CFA Practice Question

There are 520 practice questions for this study session.

CFA Practice Question

Which of the following statements is (are) true with respect to the impact the choice between expensing and capitalizing will have on certain financial ratios?

I. Profit margins will be higher throughout the period for firms that capitalize certain expenditures as opposed to expensing them.
II. Reported income tends to be more stabilized throughout the period if the capitalization method is used.
III. Asset turnover ratios will be lower for firms that capitalize certain expenditures as opposed to expensing them.
IV. Debt-to-equity ratios will be lower for companies that expense costs as opposed to capitalizing them.
A. I and II
B. III and IV
C. II and III
Explanation: Statement I is incorrect. It is true that in the early years, profits will be higher when certain expenses are capitalized.

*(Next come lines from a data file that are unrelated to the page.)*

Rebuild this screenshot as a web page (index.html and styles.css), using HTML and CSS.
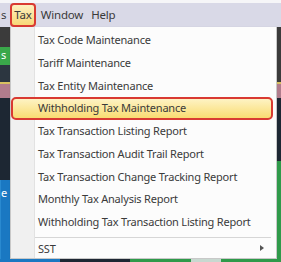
FILE: index.html
```html
<!DOCTYPE html>
<html lang="en">

<head>
    <meta charset="UTF-8">
    <title>Tax menu</title>
    <link rel="stylesheet" href="styles.css">
</head>

<body>
    <div class="menubar">
        <span class="bar-item cut">s</span>
        <span class="bar-item active">Tax</span>
        <span class="bar-item">Window</span>
        <span class="bar-item">Help</span>
    </div>
    <div class="stage">
        <div class="side left">
            <div class="band dark"></div>
            <div class="band green">s</div>
            <div class="band slate"></div>
            <div class="band mauve"></div>
            <div class="band navy"></div>
            <div class="band blue">e</div>
        </div>
        <ul class="menu">
            <li>Tax Code Maintenance</li>
            <li>Tariff Maintenance</li>
            <li>Tax Entity Maintenance</li>
            <li class="hot">Withholding Tax Maintenance</li>
            <li>Tax Transaction Listing Report</li>
            <li>Tax Transaction Audit Trail Report</li>
            <li>Tax Transaction Change Tracking Report</li>
            <li>Monthly Tax Analysis Report</li>
            <li>Withholding Tax Transaction Listing Report</li>
            <li class="sep"></li>
            <li class="sub">SST<span class="arrow"></span></li>
        </ul>
        <div class="side right">
            <div class="band dark"></div>
            <div class="band mauve"></div>
            <div class="band navy"></div>
            <div class="band green2"></div>
        </div>
    </div>
    <div class="bottom">
        <div class="seg blue"></div>
        <div class="seg navy"></div>
        <div class="seg green2"></div>
        <div class="seg light"></div>
        <div class="seg green2"></div>
    </div>
</body>

</html>
```

FILE: styles.css
```css
* {
    padding: 0;
    margin: 0;
    box-sizing: border-box;
}

body {
    width: 281px;
    height: 262px;
    overflow: hidden;
    background: #f6f6f8;
    font-family: "Noto Sans", "Open Sans", sans-serif;
    font-size: 11px;
    letter-spacing: -0.2px;
    color: #3a3a3a;
}

.menubar {
    height: 24px;
    margin-top: 3px;
    background: #d9d9e7;
    display: flex;
    align-items: center;
    font-size: 11.5px;
}

.bar-item {
    padding: 0 4px;
    line-height: 20px;
}

.bar-item.cut {
    padding: 0 4px 0 1px;
}

.bar-item.active {
    border: 2px solid #d93a32;
    border-radius: 4px;
    background: linear-gradient(#fdf0c0, #f8d878);
    padding: 0 2px;
    margin-right: 1px;
}

.stage {
    display: flex;
    height: 232px;
}

.side {
    display: flex;
    flex-direction: column;
}

.side.left {
    width: 10px;
}

.side.right {
    width: 4px;
}

.band {
    color: #fff;
    font-size: 11px;
    line-height: 16px;
}

.dark { height: 20px; background: #3b3b3b; }
.green { height: 18px; background: #3aa84a; padding-left: 1px; }
.slate { height: 19px; background: #2c3640; border-bottom: 2px solid #d8c060; }
.mauve { height: 14px; background: #b17c8c; }
.navy { height: 82px; background: #1d2733; }
.blue { flex: 1; background: #1a78c2; padding-top: 5px; border-left: 1px solid #2a8ad0; }
.side.right .dark { height: 55px; }
.side.right .mauve { height: 16px; border-top: 2px solid #d8c060; }
.side.right .navy { height: 63px; }
.green2 { flex: 1; background: #2f9a4a; }

.menu {
    list-style: none;
    width: 267px;
    background: linear-gradient(to right, #f0f0f0 23px, #e2e2e2 23px, #e2e2e2 24px, #fcfcfc 24px);
    border: 1px solid #c8c8c8;
    border-top: none;
    padding: 2px 3px 0 0;
    box-shadow: 1px 1px 2px rgba(0, 0, 0, 0.25);
}

.menu li {
    height: 22.75px;
    line-height: 22.75px;
    padding-left: 27px;
    white-space: nowrap;
}

.menu .hot {
    border: 2px solid #d93a32;
    border-radius: 5px;
    background: linear-gradient(#fef3c4, #f9dc72);
    padding-left: 25px;
    line-height: 18.75px;
}

.menu .sep {
    height: 4px;
    margin-left: 24px;
    margin-right: 2px;
    border-bottom: 1px solid #d6d6d6;
}

.menu .sub {
    height: 21px;
    line-height: 21px;
    display: flex;
    align-items: center;
    justify-content: space-between;
    padding-right: 9px;
}

.arrow {
    width: 0;
    height: 0;
    border-top: 3px solid transparent;
    border-bottom: 3px solid transparent;
    border-left: 4px solid #555;
}

.bottom {
    display: flex;
    height: 3px;
}

.seg { height: 3px; }
.bottom .blue { width: 40px; height: 3px; padding: 0; border: none; }
.bottom .navy { width: 70px; height: 3px; }
.bottom .green2 { flex: 1; }
.bottom .light { width: 30px; background: #c8d8d0; }
```
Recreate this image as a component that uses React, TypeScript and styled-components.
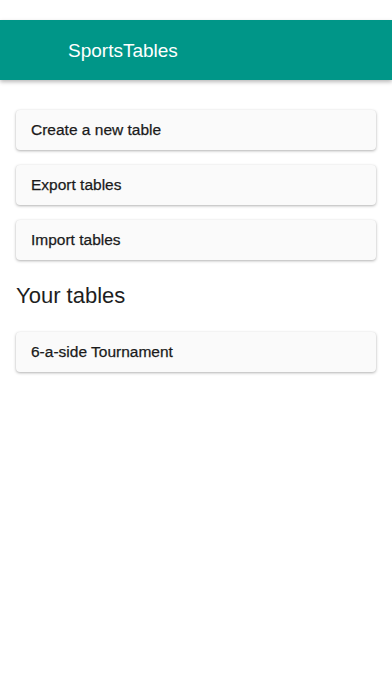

However, in the following years, a capitalized method would still report an annual expense; had the items been fully expensed in the initial year, there would not have been any more recorded expenses.

Statement IV is incorrect because firms that expense costs rather than capitalizing them will report lower assets, and therefore lower equity values. Consequently, the debt-to-equity ratio will be higher for a company that expenses the costs in question.

User Contributed Comments 4

User Comment
labsbamb Not too sure about IV incorrect, because when expensing cost:
Higher interest expense
Lower depreciation
Higher ebit
Lower asset
lower interest coverage (interest expense high)
CFO lower
CFI higher
Why IV is incorrect?
dealsoutlook IV should be incorrect since when expensing you have lower assets and therefore lower equity leading to higher debt to equity ratio. I think that makes sense
Xocrevilo Yes, when expensing, the D-E ratio may be higher, but the absolute value of debt might be much lower, all else equal.
CJPerugini These questions piss me off sometimes. Throughout the period means THIS period, not in subsequent periods to come.